Experimental Antibiotic Extracted From Soil Bacteria Could Work Against Drug-Resistant Infections
News outlets report on a study published in the journal Nature describing a new experimental antibiotic extracted from soil samples.
New York Times: From a Pile of Dirt, Hope for a Powerful New Antibiotic
“An unusual method for producing antibiotics may help solve an urgent global problem: the rise in infections that resist treatment with commonly used drugs, and the lack of new antibiotics to replace ones that no longer work. The method, which extracts drugs from bacteria that live in dirt, has yielded a powerful new antibiotic, researchers reported in the journal Nature on Wednesday…” (Grady, 1/7).
Reuters: Scientists find antibiotic that kills bugs without resistance
“…Researchers said the antibiotic, which has yet to be trialed in humans, could one day be used to treat drug-resistant infections caused by the superbug MSRA, as well as tuberculosis, which normally requires a combination of drugs that can have adverse side effects…” (Kelland, 1/8).

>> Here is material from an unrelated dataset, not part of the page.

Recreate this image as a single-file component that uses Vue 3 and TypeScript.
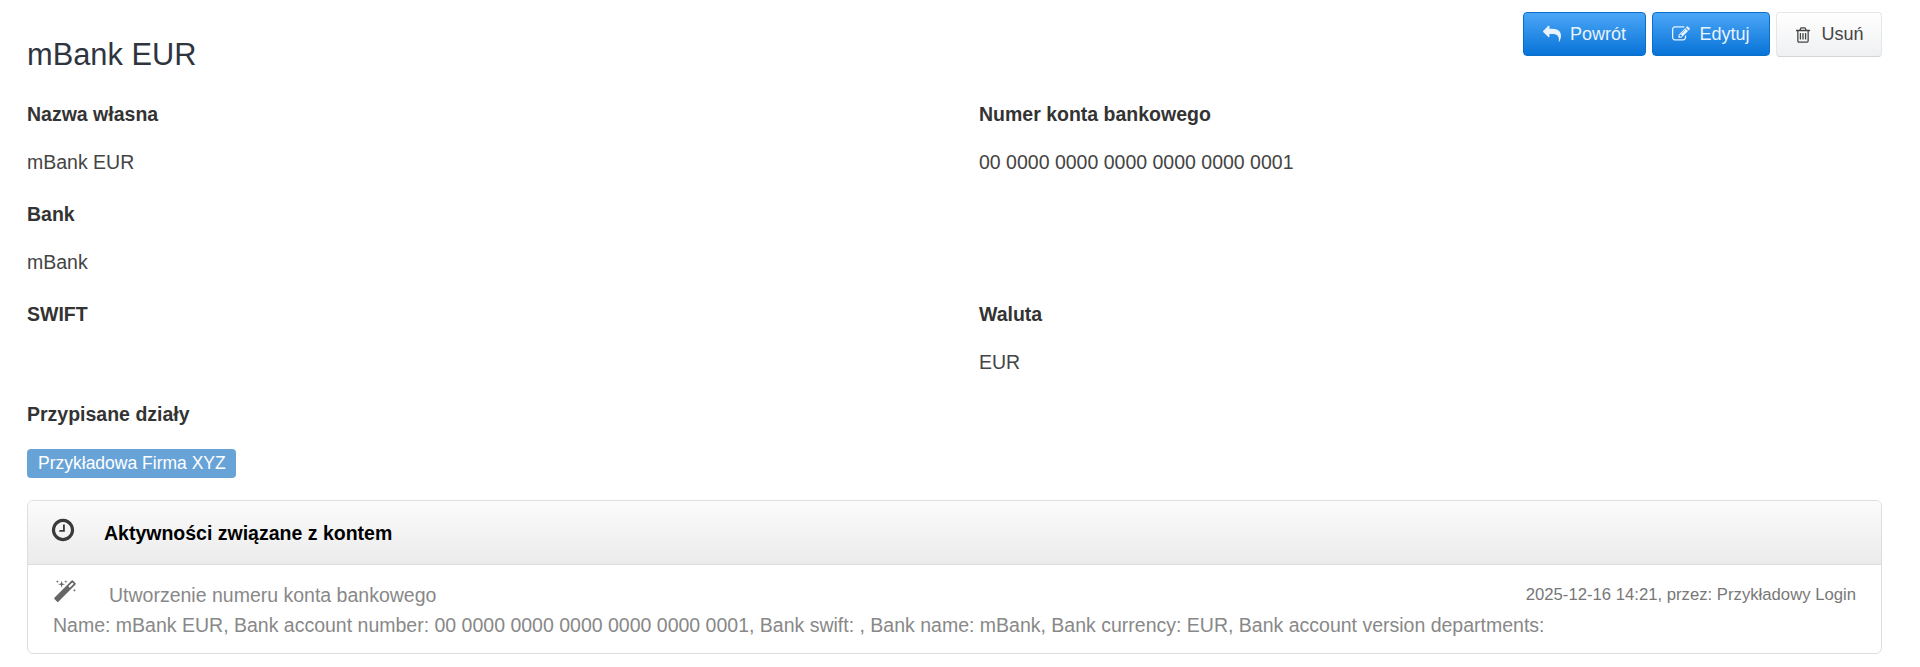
<template>
  <div class="page">
    <header class="top">
      <h1 class="title">{{ account.name }} {{ account.currency }}</h1>
      <div class="actions">
        <button class="btn btn-blue back">
          <svg class="ico" viewBox="0 0 1792 1792"><path :d="icons.reply" /></svg>Powrót
        </button>
        <button class="btn btn-blue edit">
          <svg class="ico" viewBox="0 0 1792 1792"><path :d="icons.edit" /></svg>Edytuj
        </button>
        <button class="btn btn-light del">
          <svg class="ico" viewBox="0 0 1792 1792"><path :d="icons.trash" /></svg>Usuń
        </button>
      </div>
    </header>

    <div class="fields">
      <div v-for="f in fields" :key="f.label" class="field" :class="{ second: f.right, first: !f.right }">
        <div class="label">{{ f.label }}</div>
        <div class="value">{{ f.value }}</div>
      </div>
      <div class="field first">
        <div class="label">Przypisane działy</div>
        <div class="value-badge"><span class="badge">Przykładowa Firma XYZ</span></div>
      </div>
    </div>

    <section class="panel">
      <div class="panel-head">
        <svg class="head-ico" viewBox="0 0 1792 1792"><path :d="icons.clock" /></svg>
        <span class="panel-title">Aktywności związane z kontem</span>
      </div>
      <div class="panel-body">
        <div class="event-top">
          <svg class="event-ico" viewBox="0 0 1792 1792"><path :d="icons.magic" /></svg>
          <span class="event-title">Utworzenie numeru konta bankowego</span>
          <span class="event-meta">2025-12-16 14:21, przez: Przykładowy Login</span>
        </div>
        <div class="event-text">Name: mBank EUR, Bank account number: 00 0000 0000 0000 0000 0000 0001, Bank swift: , Bank name: mBank, Bank currency: EUR, Bank account version departments:</div>
      </div>
    </section>
  </div>
</template>

<script setup lang="ts">
const account = { name: 'mBank', currency: 'EUR' }

const fields = [
  { label: 'Nazwa własna', value: 'mBank EUR', right: false },
  { label: 'Numer konta bankowego', value: '00 0000 0000 0000 0000 0000 0001', right: true },
  { label: 'Bank', value: 'mBank', right: false },
  { label: 'SWIFT', value: '', right: false },
  { label: 'Waluta', value: 'EUR', right: true },
]

const icons = {
  reply: 'M1792 1120q0 166-127 451-3 7-10.5 24t-13.5 30-13 22q-12 17-28 17-15 0-23.5-10t-8.5-25q0-9 2.5-26.5t2.5-23.5q5-68 5-123 0-101-17.5-181t-48.5-138.5-80-101-105.5-69.5-133-42.5-154-21.5-175.5-6h-224v256q0 26-19 45t-45 19-45-19l-512-512q-19-19-19-45t19-45l512-512q19-19 45-19t45 19 19 45v256h224q713 0 875 403 53 134 53 333z',
  edit: 'M888 1184l116-116-152-152-116 116v56h96v96h56zm440-720q-16-16-33 1l-350 350q-17 17-1 33t33-1l350-350q17-17 1-33zm80 594v190q0 119-84.5 203.5t-203.5 84.5h-832q-119 0-203.5-84.5t-84.5-203.5v-832q0-119 84.5-203.5t203.5-84.5h832q63 0 117 25 15 7 18 23 3 17-9 29l-49 49q-14 14-32 8-23-6-45-6h-832q-66 0-113 47t-47 113v832q0 66 47 113t113 47h832q66 0 113-47t47-113v-126q0-13 9-22l64-64q15-15 35-7t20 29zm-96-738l288 288-672 672h-288v-288zm444 132l-92 92-288-288 92-92q28-28 68-28t68 28l152 152q28 28 28 68t-28 68z',
  trash: 'M704 736v576q0 14-9 23t-23 9h-64q-14 0-23-9t-9-23v-576q0-14 9-23t23-9h64q14 0 23 9t9 23zm256 0v576q0 14-9 23t-23 9h-64q-14 0-23-9t-9-23v-576q0-14 9-23t23-9h64q14 0 23 9t9 23zm256 0v576q0 14-9 23t-23 9h-64q-14 0-23-9t-9-23v-576q0-14 9-23t23-9h64q14 0 23 9t9 23zm128 724v-948h-896v948q0 22 7 40.5t14.5 27 10.5 8.5h832q3 0 10.5-8.5t14.5-27 7-40.5zm-672-1076h448l-48-117q-7-9-17-11h-317q-10 2-17 11zm928 32v64q0 14-9 23t-23 9h-96v948q0 83-47 143.5t-113 60.5h-832q-66 0-113-58.5t-47-141.5v-952h-96q-14 0-23-9t-9-23v-64q0-14 9-23t23-9h309l70-167q15-37 54-63t79-26h320q40 0 79 26t54 63l70 167h309q14 0 23 9t9 23z',
  clock: 'M1024 544v448q0 14-9 23t-23 9h-320q-14 0-23-9t-9-23v-64q0-14 9-23t23-9h224v-352q0-14 9-23t23-9h64q14 0 23 9t9 23zm416 352q0-148-73-273t-198-198-273-73-273 73-198 198-73 273 73 273 198 198 273 73 273-73 198-198 73-273zm224 0q0 209-103 385.5t-279.5 279.5-385.5 103-385.5-103-279.5-279.5-103-385.5 103-385.5 279.5-279.5 385.5-103 385.5 103 279.5 279.5 103 385.5z',
  magic: 'M1254 581l293-293-107-107-293 293zm447-293q0 27-18 45l-1286 1286q-18 18-45 18t-45-18l-198-198q-18-18-18-45t18-45l1286-1286q18-18 45-18t45 18l198 198q18 18 18 45zm-1351-190l98 30-98 30-30 98-30-98-98-30 98-30 30-98zm350 162l196 60-196 60-60 196-60-196-196-60 196-60 60-196zm930 478l98 30-98 30-30 98-30-98-98-30 98-30 30-98zm-640-640l98 30-98 30-30 98-30-98-98-30 98-30 30-98z',
}
</script>

<style>
body {
  background: #fff;
}
</style>

<style scoped>
.page {
  padding: 12px 38px 13px 27px;
  font-family: "Liberation Sans", Arial, sans-serif;
  font-size: 19.5px;
  line-height: 28px;
  color: #333;
  box-sizing: border-box;
  height: 667px;
}

.top {
  display: flex;
  justify-content: space-between;
  align-items: flex-start;
}

.title {
  margin: 26px 0 0;
  font-size: 30.8px;
  font-weight: 400;
  line-height: 34px;
  color: #2f353f;
}

.actions {
  display: flex;
  gap: 6px;
}

.btn {
  display: flex;
  align-items: center;
  justify-content: center;
  height: 44px;
  padding: 0;
  border-radius: 4px;
  font-family: inherit;
  font-size: 18px;
  box-sizing: border-box;
}

.back { width: 123px; }
.edit { width: 118px; }
.del { width: 106px; height: 45px; }

.btn-blue {
  border: 1px solid #0a6fc9;
  background: linear-gradient(#4ba6f6, #0873d8);
  color: #e8f3fd;
}

.btn-light {
  border: 1px solid #e6e6e6;
  border-bottom-color: #d4d4d4;
  background: linear-gradient(#fff, #eff0f2);
  color: #444;
}

.ico {
  width: 18px;
  height: 18px;
  margin-right: 9px;
  fill: currentColor;
}

.fields {
  display: grid;
  grid-template-columns: 1fr 1fr;
  column-gap: 49px;
  margin-top: 28px;
}

.field.first { grid-column: 1; }
.field.second { grid-column: 2; }

.field {
  height: 100px;
}

.label {
  font-weight: 700;
  color: #333;
}

.value {
  margin-top: 20px;
  color: #444;
}

.value-badge {
  margin-top: 20px;
  height: 29px;
  line-height: 29px;
}

.badge {
  display: inline-block;
  padding: 0 10px 0 11px;
  height: 29px;
  line-height: 28px;
  border-radius: 4px;
  background: #68a3d8;
  color: #fff;
  font-size: 17.5px;
}

.panel {
  margin-top: 0;
  border: 1px solid #dedede;
  border-radius: 6px;
  overflow: hidden;
}

.panel-head {
  display: flex;
  align-items: center;
  height: 63px;
  border-bottom: 1px solid #ddd;
  background: linear-gradient(#fbfbfb, #ebebeb);
  box-sizing: content-box;
}

.head-ico {
  width: 26px;
  height: 26px;
  margin-left: 22px;
  margin-bottom: 6px;
  fill: #3a3a3a;
}

.panel-title {
  margin-left: 28px;
  font-weight: 700;
  color: #000;
}

.panel-body {
  padding: 15px 25px 14px 25px;
  color: #888;
}

.event-top {
  display: flex;
  align-items: center;
}

.event-ico {
  width: 24px;
  height: 24px;
  margin-bottom: 5px;
  fill: #666;
}

.event-title {
  margin-left: 32px;
}

.event-meta {
  margin-left: auto;
  font-size: 16.7px;
  color: #777;
}

.event-text {
  margin-top: 2px;
}
</style>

Wall Street Journal: Scientists Discover Potent Antibiotic, A Potential Weapon Against a Range of Diseases
“…While the new compound was shown to be safe and effective in mice, scientists need to determine whether this is the case for people. The discovery of the new class of antibiotic, called teixobactin, was reported Wednesday in the journal Nature. It was uncovered by screening 10,000 bacterial strains from soil. Teixobactin will be investigated further in animals before being tested in people…” (Gaik, 1/8).